Les dérives de la téléréalité, le présentateur star, la clique d’assistants, les techniques de recrutement des candidats, l'attrait des caméras, l’impact du passage à la télé dans son quartier ou sa ville… tout y est passé à la moulinette avec des moments pur Palmashow (mais ce n’est pas une succession de sketchs).

Une parodie dans un contexte social toujours présent même par petites touches qui décrit bien notre société contemporaine et le monde du travail.

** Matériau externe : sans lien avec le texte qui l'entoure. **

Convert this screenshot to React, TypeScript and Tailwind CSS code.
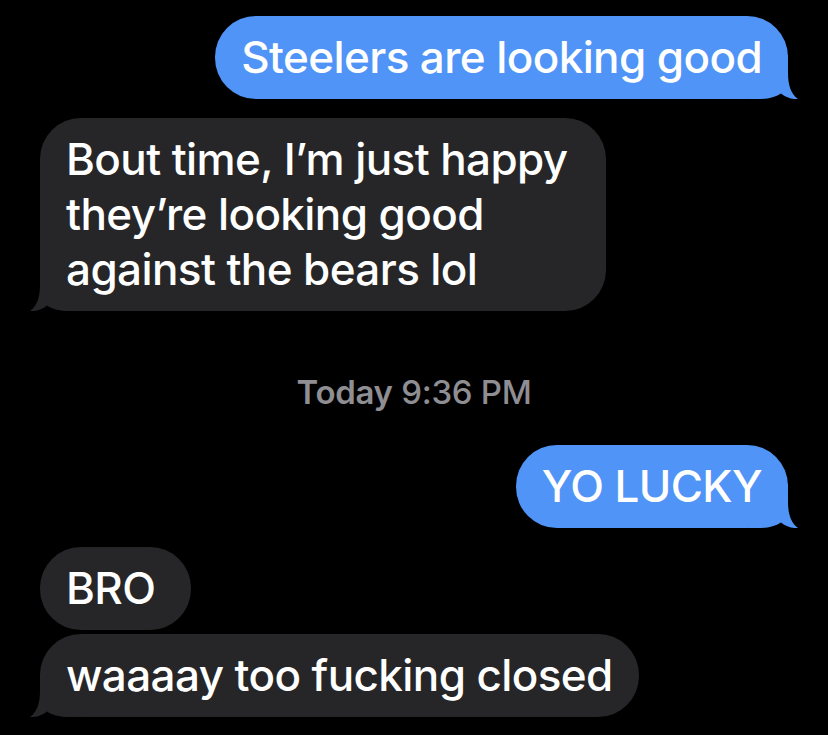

Un film drôle et touchant qui retrace avant tout la naissance d’une amitié d’une manière subtile et originale.
 
Ps : restez jusqu’à la fin du générique

Enquête sur un scandale d’état de Thierry de Peretti
 
Octobre 2015. Les douanes françaises saisissent 7 tonnes de cannabis en plein cœur de Paris. Le jour même, un ancien infiltré des stups, Hubert Antoine, contacte Stéphane Vilner, jeune journaliste à Libération. Il prétend pouvoir démontrer l’existence d’un trafic d’État dirigé par Jacques Billard, un haut gradé de la police française. D’abord méfiant, Stéphane finit par plonger dans une enquête qui le mènera jusqu'aux recoins les plus sombres de la République.
 

J’avais beaucoup aimé les 2 films précédents du réal "Une vie violente" et "Apaches", je suis moins emballée par ce 3e. Par contre on retrouve son style très réaliste. Ici l’impression de docu-fiction est grande, on est immergé dans une conférence de rédaction ou un tribunal. Inspiré de faits très réels, il n’y a guère que les noms qui ont été changés.
 
Un personnage complexe Hubert Antoine (Roschdy Zem génial), ambivalent, susceptible et voulant tout monnayer. J’ai eu du mal à comprendre ses motivations tout comme j’ai du mal à saisir toutes les subtilités de cette histoire. La police veut suivre la drogue et donc en laisse passer. Est-ce condamnable ou au contraire une bonne méthode ? Peut-on employer des moyens illégaux pour combattre des choses illégales ?
Le film est très bavard, il faut s’accrocher pour suivre et comprendre les enjeux que je n’ai donc pas saisi. Jacques Billard ne semble pas être un enfoiré, il n’est pas corrompu. Il m’a manqué une certaine simplicité dans l’exposé des faits.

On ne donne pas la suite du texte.